╭─ Source data

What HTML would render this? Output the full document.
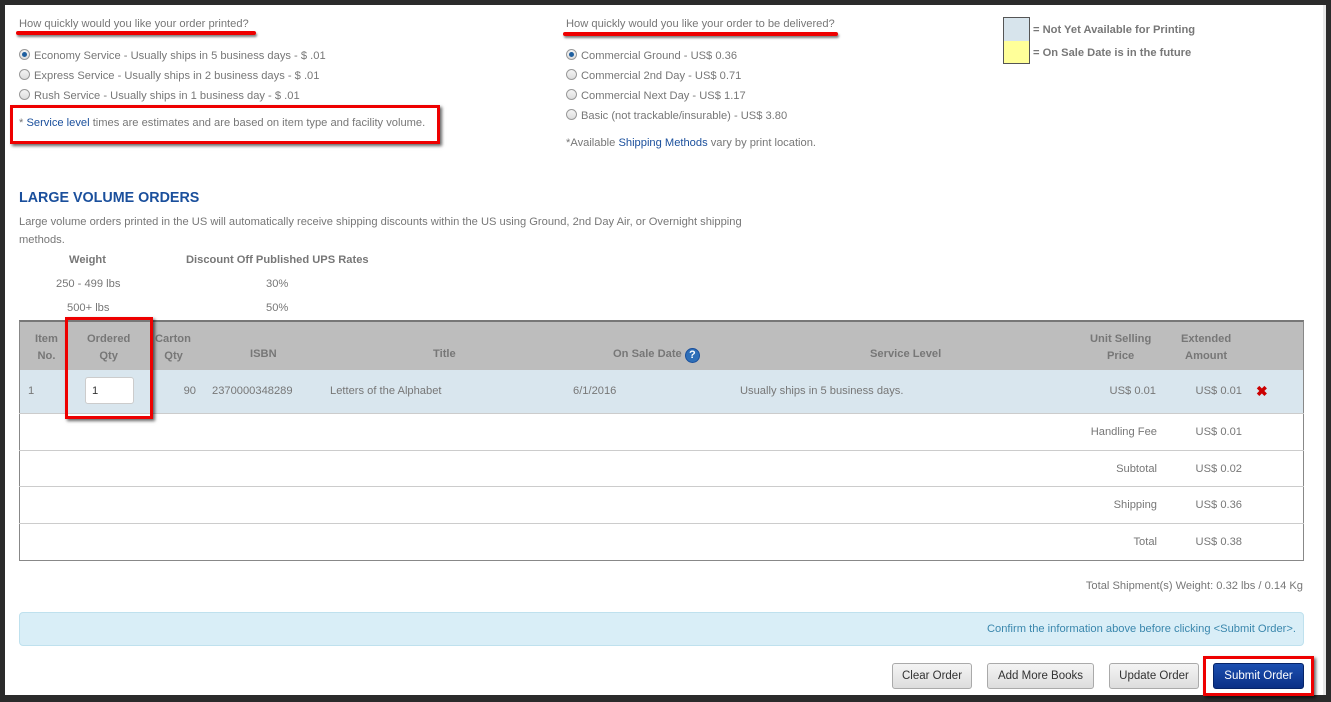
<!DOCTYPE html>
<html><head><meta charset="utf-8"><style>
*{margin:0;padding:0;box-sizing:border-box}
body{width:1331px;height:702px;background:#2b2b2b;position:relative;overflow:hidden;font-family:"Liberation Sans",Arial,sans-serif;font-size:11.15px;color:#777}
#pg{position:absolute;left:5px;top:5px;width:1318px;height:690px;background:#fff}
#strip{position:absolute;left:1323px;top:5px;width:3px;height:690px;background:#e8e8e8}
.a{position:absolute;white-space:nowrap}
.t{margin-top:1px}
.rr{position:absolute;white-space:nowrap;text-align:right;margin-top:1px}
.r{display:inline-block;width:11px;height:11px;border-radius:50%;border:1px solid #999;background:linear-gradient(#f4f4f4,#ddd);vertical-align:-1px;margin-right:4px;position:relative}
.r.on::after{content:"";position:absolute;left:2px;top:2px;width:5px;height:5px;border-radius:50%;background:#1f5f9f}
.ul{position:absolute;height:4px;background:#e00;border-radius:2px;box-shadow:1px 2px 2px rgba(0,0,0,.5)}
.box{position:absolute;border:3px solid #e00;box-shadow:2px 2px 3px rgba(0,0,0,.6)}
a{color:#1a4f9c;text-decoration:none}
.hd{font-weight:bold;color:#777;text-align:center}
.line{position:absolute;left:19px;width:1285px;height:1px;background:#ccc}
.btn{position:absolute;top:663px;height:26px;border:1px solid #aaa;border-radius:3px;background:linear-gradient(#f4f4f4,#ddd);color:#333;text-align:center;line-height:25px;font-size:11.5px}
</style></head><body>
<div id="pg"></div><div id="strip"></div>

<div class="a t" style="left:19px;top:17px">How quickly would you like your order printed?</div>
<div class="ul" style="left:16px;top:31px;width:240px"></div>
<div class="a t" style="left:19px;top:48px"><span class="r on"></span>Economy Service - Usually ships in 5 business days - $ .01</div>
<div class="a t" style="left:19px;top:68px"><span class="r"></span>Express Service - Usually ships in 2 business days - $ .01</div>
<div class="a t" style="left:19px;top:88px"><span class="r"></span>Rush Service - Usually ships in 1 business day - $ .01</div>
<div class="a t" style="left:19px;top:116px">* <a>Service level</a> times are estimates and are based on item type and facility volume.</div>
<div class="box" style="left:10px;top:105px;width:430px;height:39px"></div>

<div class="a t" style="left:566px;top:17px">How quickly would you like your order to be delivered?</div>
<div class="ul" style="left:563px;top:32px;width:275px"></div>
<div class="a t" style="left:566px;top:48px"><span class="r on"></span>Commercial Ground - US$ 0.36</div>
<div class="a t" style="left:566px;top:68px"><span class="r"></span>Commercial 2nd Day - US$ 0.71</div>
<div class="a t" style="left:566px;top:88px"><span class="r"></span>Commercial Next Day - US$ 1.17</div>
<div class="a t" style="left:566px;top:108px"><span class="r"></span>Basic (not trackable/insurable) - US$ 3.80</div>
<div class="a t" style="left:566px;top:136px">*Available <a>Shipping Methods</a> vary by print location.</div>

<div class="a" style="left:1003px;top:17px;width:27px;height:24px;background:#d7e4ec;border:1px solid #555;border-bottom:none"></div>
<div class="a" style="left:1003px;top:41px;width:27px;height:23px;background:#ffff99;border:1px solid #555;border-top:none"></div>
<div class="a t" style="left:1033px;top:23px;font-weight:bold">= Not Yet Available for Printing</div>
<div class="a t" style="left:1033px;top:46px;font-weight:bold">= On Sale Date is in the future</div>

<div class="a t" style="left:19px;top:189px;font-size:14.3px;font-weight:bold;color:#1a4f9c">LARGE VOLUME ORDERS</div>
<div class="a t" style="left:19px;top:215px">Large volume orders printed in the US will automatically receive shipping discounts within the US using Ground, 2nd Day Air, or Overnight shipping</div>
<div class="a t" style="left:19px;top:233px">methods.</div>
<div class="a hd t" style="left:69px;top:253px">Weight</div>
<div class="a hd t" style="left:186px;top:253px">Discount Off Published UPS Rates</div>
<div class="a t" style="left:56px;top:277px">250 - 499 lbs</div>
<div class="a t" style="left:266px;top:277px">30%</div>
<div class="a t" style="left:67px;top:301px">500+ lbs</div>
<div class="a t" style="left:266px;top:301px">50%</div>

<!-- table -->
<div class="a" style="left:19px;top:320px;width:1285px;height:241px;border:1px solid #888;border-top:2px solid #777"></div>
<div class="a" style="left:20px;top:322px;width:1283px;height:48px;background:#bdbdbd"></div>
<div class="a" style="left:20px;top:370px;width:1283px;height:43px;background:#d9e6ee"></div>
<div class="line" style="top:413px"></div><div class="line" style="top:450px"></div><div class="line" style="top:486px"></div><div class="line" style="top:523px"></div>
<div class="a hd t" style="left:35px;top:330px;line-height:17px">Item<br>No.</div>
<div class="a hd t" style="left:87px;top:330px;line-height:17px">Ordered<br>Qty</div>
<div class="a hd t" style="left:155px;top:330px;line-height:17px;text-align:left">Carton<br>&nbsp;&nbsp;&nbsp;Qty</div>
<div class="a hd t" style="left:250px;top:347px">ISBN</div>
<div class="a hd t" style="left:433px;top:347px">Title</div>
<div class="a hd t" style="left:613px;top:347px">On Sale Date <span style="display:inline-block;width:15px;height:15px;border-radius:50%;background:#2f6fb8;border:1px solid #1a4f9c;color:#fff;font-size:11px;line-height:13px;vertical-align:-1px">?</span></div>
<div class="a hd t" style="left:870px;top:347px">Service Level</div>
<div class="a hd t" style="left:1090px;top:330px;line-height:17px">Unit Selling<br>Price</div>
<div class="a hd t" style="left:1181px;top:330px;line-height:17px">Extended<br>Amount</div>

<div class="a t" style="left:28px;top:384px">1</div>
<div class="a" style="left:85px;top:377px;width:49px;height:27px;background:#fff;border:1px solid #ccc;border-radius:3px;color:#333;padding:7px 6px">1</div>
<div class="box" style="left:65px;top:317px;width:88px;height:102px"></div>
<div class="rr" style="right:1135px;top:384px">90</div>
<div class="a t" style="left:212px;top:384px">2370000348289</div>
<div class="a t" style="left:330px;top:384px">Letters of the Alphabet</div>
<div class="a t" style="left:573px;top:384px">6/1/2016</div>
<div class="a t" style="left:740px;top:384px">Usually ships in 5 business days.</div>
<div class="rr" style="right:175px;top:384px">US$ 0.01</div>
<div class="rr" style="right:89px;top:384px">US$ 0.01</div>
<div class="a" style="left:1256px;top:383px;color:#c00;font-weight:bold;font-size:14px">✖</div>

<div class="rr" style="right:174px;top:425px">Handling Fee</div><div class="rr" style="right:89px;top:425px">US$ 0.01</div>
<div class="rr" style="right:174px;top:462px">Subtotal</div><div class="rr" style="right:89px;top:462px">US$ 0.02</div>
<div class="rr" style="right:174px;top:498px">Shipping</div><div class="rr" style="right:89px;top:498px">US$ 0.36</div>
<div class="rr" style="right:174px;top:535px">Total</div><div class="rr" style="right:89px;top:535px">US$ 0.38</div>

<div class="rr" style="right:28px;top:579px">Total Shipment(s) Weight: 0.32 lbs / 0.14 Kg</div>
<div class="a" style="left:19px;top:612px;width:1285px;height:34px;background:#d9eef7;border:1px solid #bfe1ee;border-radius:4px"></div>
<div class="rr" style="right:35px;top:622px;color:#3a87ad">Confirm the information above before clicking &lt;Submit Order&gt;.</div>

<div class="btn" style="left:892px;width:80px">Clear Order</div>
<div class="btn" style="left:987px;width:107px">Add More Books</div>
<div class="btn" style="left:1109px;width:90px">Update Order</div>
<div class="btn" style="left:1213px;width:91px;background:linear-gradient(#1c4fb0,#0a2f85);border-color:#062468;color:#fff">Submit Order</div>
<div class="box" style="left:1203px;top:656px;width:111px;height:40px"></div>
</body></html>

╰─

▶ [What is needed] Determine the number of lines in the listing that contain the string "would". Write that number and nothing else.

▶ [Full answer] 3